- Gölhisar Location in Turkey
- Coordinates: 37°08′27″N 29°30′27″E﻿ / ﻿37.14083°N 29.50750°E
- Country: Turkey
- Province: Burdur
- District: Gölhisar

Government
- • Mayor: İbrahim Sertbaş (AKP)
- Elevation: 1,008 m (3,307 ft)
- Population (2023): 23,626
- Time zone: UTC+3 (TRT)
- Postal code: 15400
- Website: www.golhisar.bel.tr

= Gölhisar =

Gölhisar (literal translation: "lake castle") is a town in Burdur Province in the Mediterranean region of Turkey. It is the seat of Gölhisar District. Its population is 16,118 (2021).

==History==
During antiquity Golhisar was site of an ancient city called Kibyra, the capital of a tetrapolis comprising Kibyra itself, Bubon, Balbura and Inuanda, which according to Herodotus were founded by the Pisidians around 1000BC, Roman ruins including a 180 meter wide theater can be still seen. In the Byzantine era the town was the seat of a Christian Bishopric.
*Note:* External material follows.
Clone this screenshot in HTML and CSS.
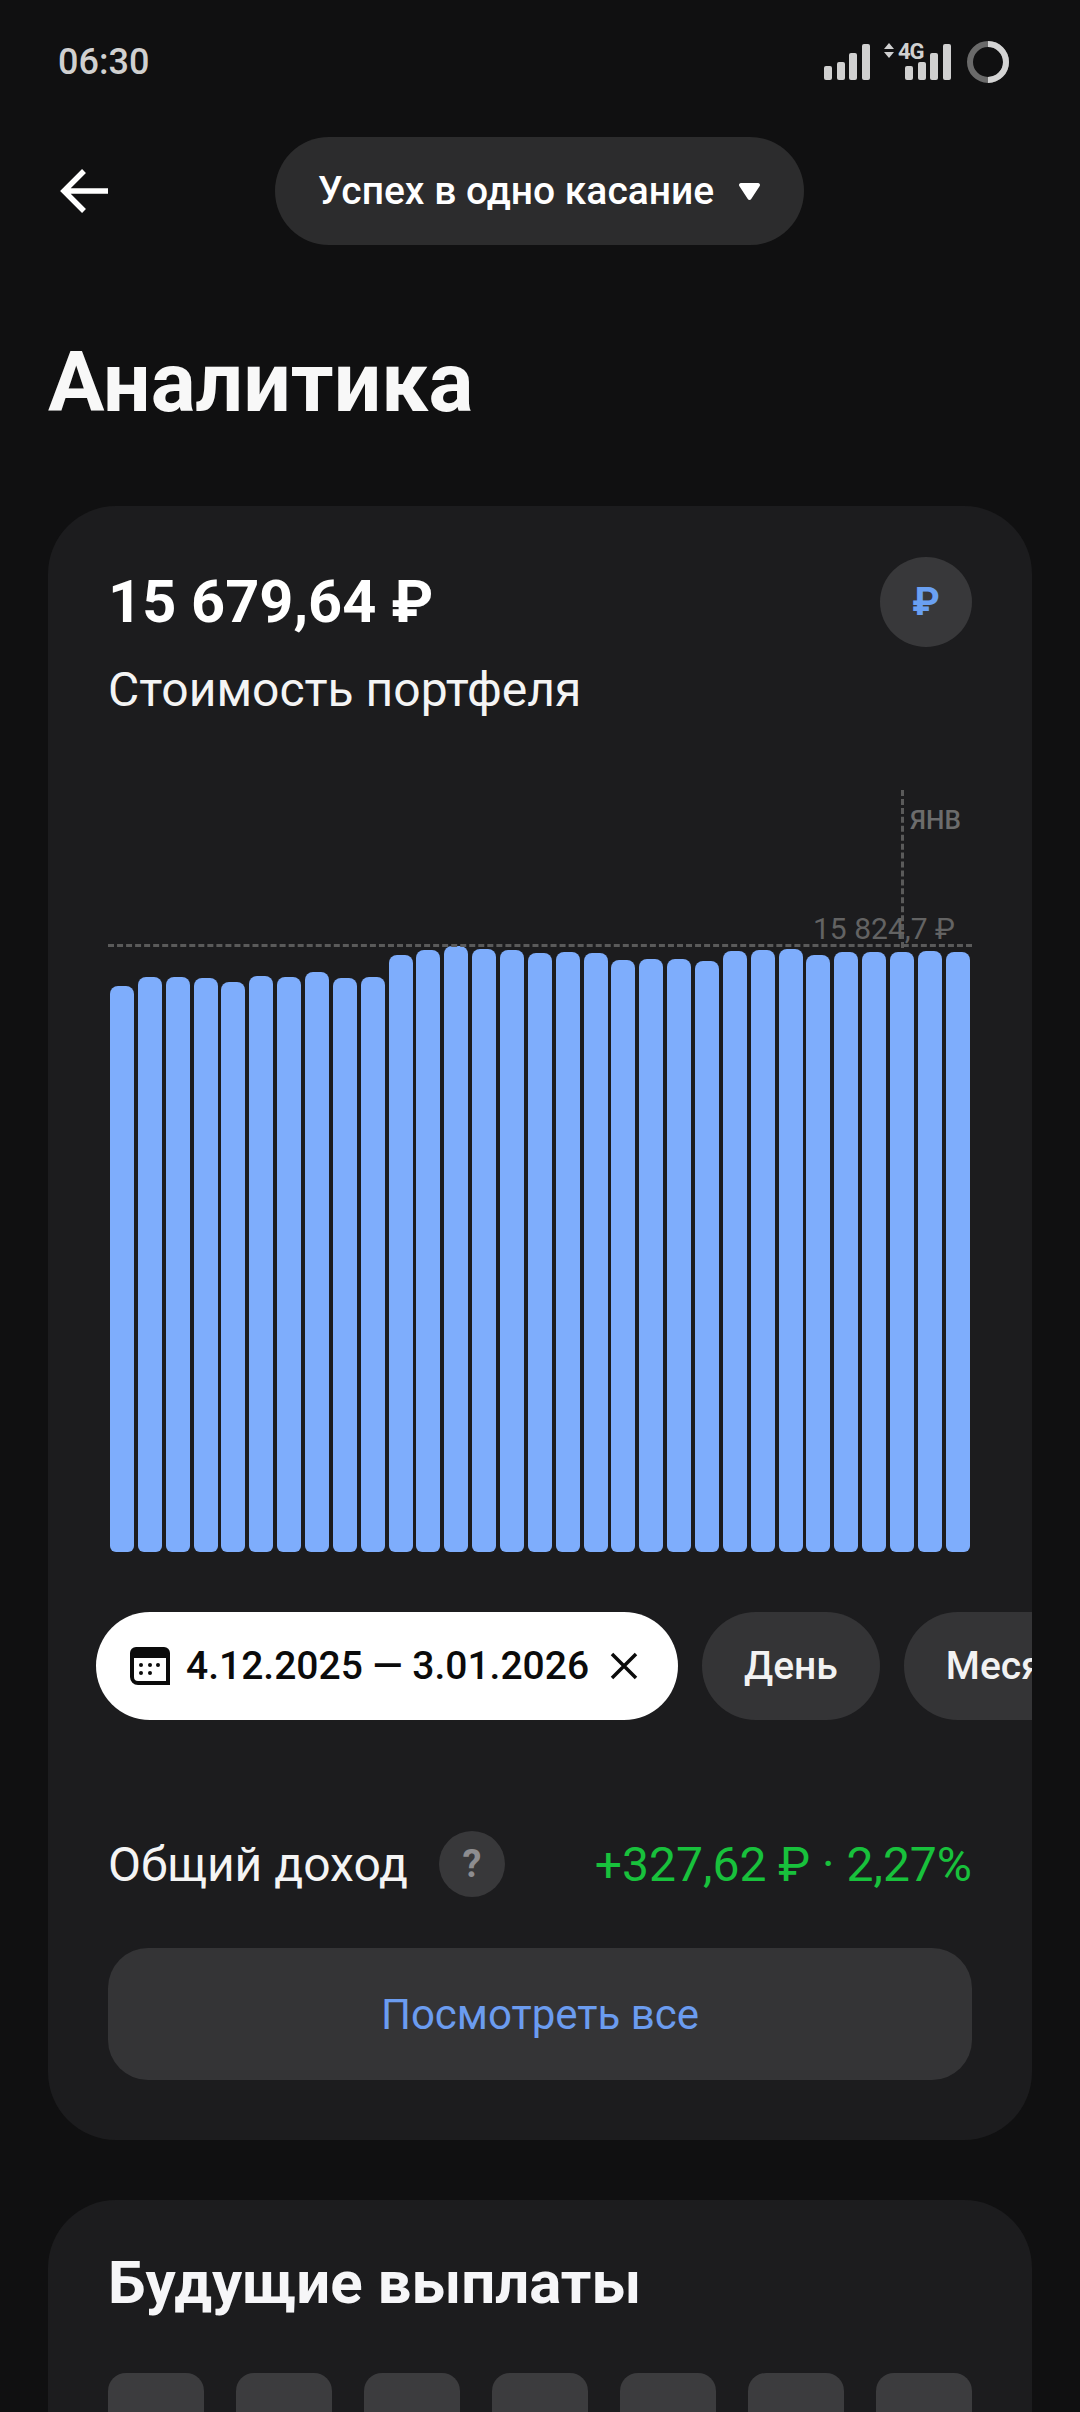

Ibn Battuta visited the small town of Qul Hisar, noting "There is no way to reach it except by a path like a bridge constructed between the rushes and the water, and broad enough only for one horse-man."

Gölhisar became a district on January 13, 1953 with the merger of Uluköy and Horzum Districts. It got its name from the fortress built on the island in the middle of the lake, 6 km from the district.